As anyone who's ever had any involvement with someone afflicted with drink or drugs, there is nothing anyone can do for someone who is not prepared to help themselves. Charles wasn't prepared to give up drink when his career was falling to pieces. And why? Alcoholism is a disease that tells you that you haven't got a problem. You are the only one who can't see it.

Brilliantly described by Neil Kinnock as a gregarious loner, I and any one of my ex-alcoholic friends could spot the problem from the other side of a crowded room. Untreated alcoholism is a death sentence. It claims everyone from iconic young singers to middle age politicians. They either give up, or their body gives up on them. The problem is, alcoholism is a malady of the mind for which alcohol is just a symptom not the cause. It needs to be identified when we're kids - a long time before we've even smelt a drink.

Speak to anyone who knew Charles Kennedy and they say the same thing, an outsider, and amazing performer, slightly lost. He was, as those same people will tell you, a leader who both his party and the public trust.

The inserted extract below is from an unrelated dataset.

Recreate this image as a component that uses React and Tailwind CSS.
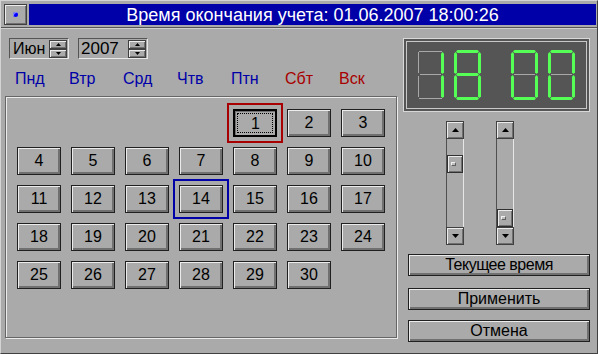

Us alcoholics often say about our own, 'we lay in the gutter looking down on people'. And such was the way with Charles Kennedy. It was clear to everyone that this charismatic leader who actually increased the his majority in his general election, just need to do one thing. Stop drinking. We watched like concerned parents helplessly through our television screens as a man blundered his immense political fortune away. And then true to style with all alcoholics, sought to distance himself from the new regime that replaced him and specifically Nick Clegg's decision to form coalition with the Conservative party. Looking back that may have been wise - although I don't think it was the coalition destroyed the liberals it was tuition fees (it was Charles Kennedy who originally proposed the scrapping of them). But that's another conversation.

As anyone who's ever had any involvement with someone afflicted with drink or drugs, there is nothing anyone can do for someone who is not prepared to help themselves. Charles wasn't prepared to give up drink when his career was falling to pieces. And why?

Alcoholism is a disease that tells you that you haven't got a problem. You are the only one who can't see it. You become divided from your friends from your family and from reality in a drip drip process that is so insipid and take so long that it's impossible to tell when the problem started.

The truth is the problem starts at childhood along time before an individual picks up a drink. It is a deep insecurity and the alcohol itself is the medicine to that insecurity. Alcohol makes us funny at parties, a better conversationalist over dinner, naughtier in bed and without it most alcoholics are easily identifiable because they simply don't know how to operate. It is commonly believed that the pressures of fame turn people into alcoholics but this is completely untrue, alcoholics seek fame because it is yet another drug. People like Charles, and if I'm completely honest people like me, feel more comfortable on the stage than in the audience. We don't feel comfortable, we don't feel good enough, being normal. Unless you get to the root of this problem and identify it and deal with it, this problem kills us.

Charles was a giant in politics who was unafraid of running against the tide for his convictions. I can firmly say that alcohol is a drug that far too often eclipses the natural greatness of people both inside and outside of the limelight. One day, the 'life and sole of the party' no longer goes to parties. The medicine we took to be social, becomes the poison that isolates us at home. The alcoholic who used drink to balancing his fears and his moods, now struggles to raise even a smile when drinking. The light goes out behind the eyes and eventually, it goes out permanently.